The Gulf summer ritual: leaving the heat

There’s a particular mood to Gulf summers. The days stretch bright and relentless, and the city learns to live indoors. Then the holidays arrive and the instinct is almost physical: go. Visit family. Find a different temperature. Swap hot wind for sea breeze, or at least for a hotel lobby that smells like cold citrus.

At the gate, I overhear a man negotiating his own expectations. “Two weeks,” he says, as if promising himself moderation. His friend grins. “You’ll extend it.” They laugh, but there’s sincerity underneath—everyone here is chasing a pause, a reset, a story they can tell themselves when they’re back.

When a hub becomes a heartbeat

Watch the departures hall long enough and you start to notice the choreography. The airport workers are the steady hands—directing, translating, calming. The travellers supply the drama: last-minute hugs, the sudden panic of a missing document, the relief when a boarding pass finally scans green.
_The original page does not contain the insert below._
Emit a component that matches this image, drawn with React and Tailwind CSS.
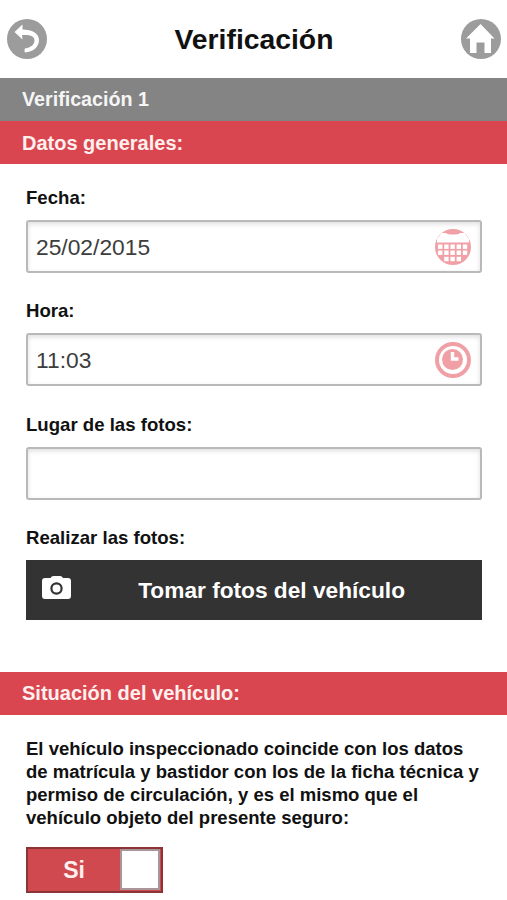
/*    Icons    */
const BackIcon = () => (
    <svg className="h-10 w-10" viewBox="0 0 40 40" aria-hidden="true">
        <circle cx="20" cy="20" r="20" fill="#9c9c9c" />
        <path d="M7.5 13 L15.5 5.5 L15.5 10.5 C25 10.5 32 14.5 32 21 C32 28 26 33 18 33.5 C17.2 32 17.5 30.5 18 29.5 C24 28.5 27.5 25.5 27.5 21.5 C27.5 17 23 15.5 15 16 L15.5 20.5 Z" fill="#fff" />
    </svg>
);

const HomeIcon = () => (
    <svg className="h-10 w-10" viewBox="0 0 40 40" aria-hidden="true">
        <circle cx="20" cy="20" r="20" fill="#9c9c9c" />
        <path d="M19.5 5 L33.5 19.5 H30 V34 H23.5 V23.5 H15.5 V34 H9 V19.5 H5 Z" fill="#fff" />
    </svg>
);

const CalendarIcon = () => (
    <svg className="h-9 w-9" viewBox="0 0 36 36" aria-hidden="true">
        <circle cx="18" cy="18" r="18" fill="#f0a0a6" />
        <path d="M6.5 4 H11 C12 6 24 6 25 4 H29.5 L34 10 V13.5 H2 V10 Z" fill="#fff" />
        {[15.5, 21.5, 27.8].map((y) =>
            [3, 9.2, 15.4, 21.6, 27.8].map((x) => (y > 27 && (x === 3 || x > 27) ? null : <rect key={`${x}-${y}`} x={x} y={y} width="4.4" height="4.4" fill="#fff" />))
        )}
    </svg>
);

const ClockIcon = () => (
    <svg className="h-9 w-9" viewBox="0 0 36 36" aria-hidden="true">
        <circle cx="18" cy="18" r="16" fill="#fff" stroke="#f0a0a4" strokeWidth="4" />
        <circle cx="17.5" cy="17.5" r="10.5" fill="#f0a0a4" />
        <path d="M17.5 10 V17 H23.5" fill="none" stroke="#fff" strokeWidth="3.4" />
    </svg>
);

const CameraIcon = () => (
    <svg className="mb-[5px] h-[23px] w-[29px]" viewBox="0 0 29 23" aria-hidden="true">
        <path d="M3 2 H8.5 Q9.5 0 11.5 0 H18 Q20 0 21 2 H26 Q29 2 29 5 V20 Q29 23 26 23 H3 Q0 23 0 20 V5 Q0 2 3 2 Z" fill="#fff" />
        <circle cx="14.5" cy="12.5" r="5.1" fill="none" stroke="#333" strokeWidth="2.2" />
    </svg>
);

// full width section title
const SectionBar = ({ children }) => <h2 className="flex h-[43px] items-center bg-[#d9464f] pl-[22px] text-[20px] font-bold text-[#fff0ee]">{children}</h2>;

// label + text input with an optional icon on the right
const Field = ({ name, label, value, icon }) => (
    <div>
        <label htmlFor={name} className="block h-6 text-[18.6px] leading-6 font-bold">
            {label}
        </label>
        <div className="mt-[10px] flex h-[53px] items-center rounded-[3px] border-2 border-[#b9b9b9] bg-white pr-[9px] pl-2 shadow-[inset_0_2px_5px_rgba(0,0,0,0.13)]">
            <input id={name} name={name} type="text" defaultValue={value} className="min-w-0 flex-1 bg-transparent pt-px text-[22.8px] text-[#3d3d3d] outline-none" />
            {icon}
        </div>
    </div>
);

const App = () => {
    return (
        <main className="h-[900px] w-[507px] overflow-hidden bg-white font-['Liberation_Sans',Arial,sans-serif] text-[#111]">
            <header className="flex h-[78px] items-center justify-between pr-[6px] pl-[7px]">
                <button type="button" aria-label="Volver">
                    <BackIcon />
                </button>
                <h1 className="pt-px text-[28.3px] font-bold">Verificación</h1>
                <button type="button" aria-label="Inicio">
                    <HomeIcon />
                </button>
            </header>

            <div className="flex h-[43px] items-center bg-[#848484] pl-[22px] text-[19.7px] font-bold text-[#f5f5f5]">Verificación 1</div>
            <SectionBar>Datos generales:</SectionBar>

            <form className="flex flex-col gap-[26.3px] pt-[22px] pr-[25px] pl-[26px]">
                <Field name="fecha" label="Fecha:" value="25/02/2015" icon={<CalendarIcon />} />
                <Field name="hora" label="Hora:" value="11:03" icon={<ClockIcon />} />
                <Field name="lugar" label="Lugar de las fotos:" value="" />
                <div>
                    <p className="h-6 text-[18.6px] leading-6 font-bold">Realizar las fotos:</p>
                    <button type="button" className="mt-[10px] flex h-[60px] w-full items-center bg-[#333] pr-[77px] pl-4 text-white">
                        <CameraIcon />
                        <span className="flex-1 text-right text-[22.7px] font-bold">Tomar fotos del vehículo</span>
                    </button>
                </div>
            </form>

            <section className="mt-[52px]">
                <SectionBar>Situación del vehículo:</SectionBar>
                <p className="px-[26px] pt-[22px] text-[18.53px] leading-[23px] font-bold whitespace-nowrap">
                    El vehículo inspeccionado coincide con los datos
                    <br />
                    de matrícula y bastidor con los de la ficha técnica y
                    <br />
                    permiso de circulación, y es el mismo que el
                    <br />
                    vehículo objeto del presente seguro:
                </p>
                <button type="button" role="switch" aria-checked="true" className="mt-[18px] ml-[26px] flex h-[46px] w-[137px] border-2 border-[#8b3438] bg-[#d0494e]">
                    <span className="flex flex-1 items-center justify-center self-stretch pt-px text-[23px] font-bold text-[#fff0ee]">Si</span>
                    <span className="mr-px h-[41px] w-[40px] border-2 border-[#a89499] bg-white" />
                </button>
            </section>
        </main>
    );
};
export default App;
And then—always—there’s that moment right before boarding when the world goes quiet in your head. Your phone is full. Your pockets are empty. Your home is behind a security line. A woman beside me exhales and says, simply, “Okay. We made it.”

That’s what the three million really means. Not a statistic—an accumulation of personal thresholds crossed. DXB is preparing for volume, but what it will actually process are lives in motion: reunions, recoveries, weddings, job starts, long-awaited breaks.

Real Estate & Investment: What the summer rush signals

Big passenger numbers at DXB don’t automatically translate into property returns—but they do illuminate the fundamentals investors watch: Dubai’s global connectivity, its role as a transit and tourism hub, and the city’s capacity to handle peak demand without breaking its rhythm.

  • Connectivity supports demand: a high-performing hub strengthens Dubai’s appeal for multinationals, entrepreneurs and internationally mobile residents—often boosting rental demand in well-connected districts.
  • Short-stay and serviced living: seasonal travel waves can support serviced apartments and professionally managed furnished rentals (subject to regulations and building rules), especially near business and tourism corridors.
  • Infrastructure confidence: resilience during peak periods can reinforce investor sentiment around operational competence—an underrated factor in long-term location decisions.
  • Seasonality matters: in the Gulf, travel patterns can shift occupancy and pricing dynamics; owners and operators should model cash flow with seasonal variance in mind.

For buyers and investors, the practical takeaway is to focus on micro-location, access, and product quality: good layouts, efficient building management, realistic service charges, and proximity to transit—without paying a premium for noise. The holiday surge is a reminder that Dubai remains a place people move through, move to, and move back to. In real estate, that movement is demand.